If you prefer, you can always submit your details via our 24/7 online enquiry form. Once we have your information we will get back to you via phone, email or text no more than 48 hours later.
If your unlawful deduction of wages claim exceeds £3,000 we could help you with your case on a no win no fee basis.
Some frequently asked questions about unlawful deduction of wages
My employer has been taking money from my wages. When I questioned it, they said the deductions related to an attachment to earnings order. I want to pursue an unlawful deduction of wages claim. Do I have a case?
In short, I’m afraid not. This is one of the circumstances where you do not have protection under unlawful deduction of wages legislation and the Employment Tribunal would not hear such a case.
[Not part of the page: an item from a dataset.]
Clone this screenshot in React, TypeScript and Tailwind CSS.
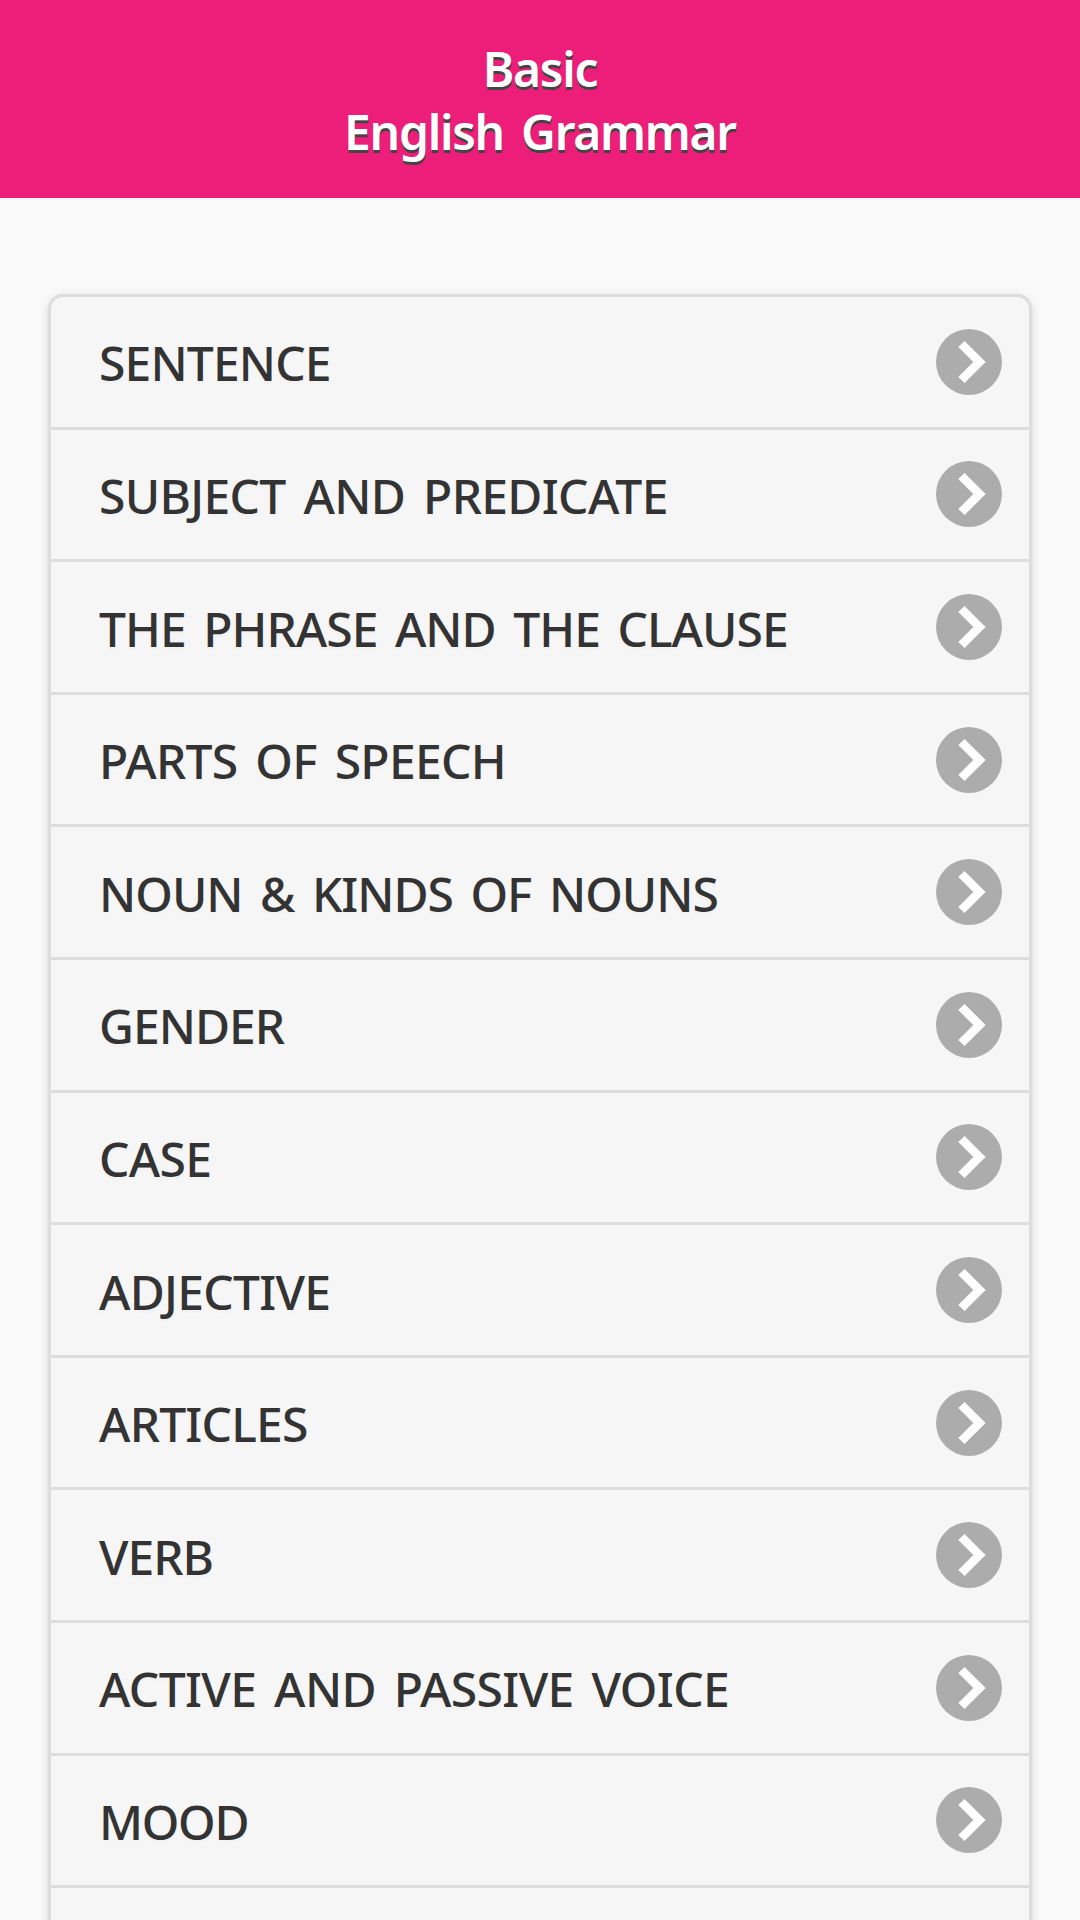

I work in a shop and my boss has been taking money from my pay. They say it’s to cover a shortfall in the till. Is this even legal?
In this case you would need to check you employment contract, as you may have agreed to this when you signed it. You need to look for a ‘permitted deductions’ clause. This can often be in place to cover stock or till shortages. But, you need to be aware that even if you did sign, your employer cannot deduct more than 10% of your gross pay.
I’ve been forced to take a pay cut without any consultation. My line manager said the company has the right to do this within our contracts. Apparently it’s called a unilateral deduction. Surely this isn’t right and I can claim for unauthorised deductions of wages?
Unfortunately, if your contract does contain a clause allowing your employer to do this you can’t pursue a claim. Check your contract carefully and if your colleagues have been effected. If there is no clause and they have made these deductions unilaterally, and without your consent, you would eligible to advance a claim.
I’m a server in a restaurant and my employer has stopped giving me my share of the tips, is this legal?
Not necessarily. As long as you did not consent to tips being deducted from your wages when you signed your employment contract, your tips are considered wages under the law. As such you may be able to bring a claim for unlawful deductions of wages at Employment Tribunal.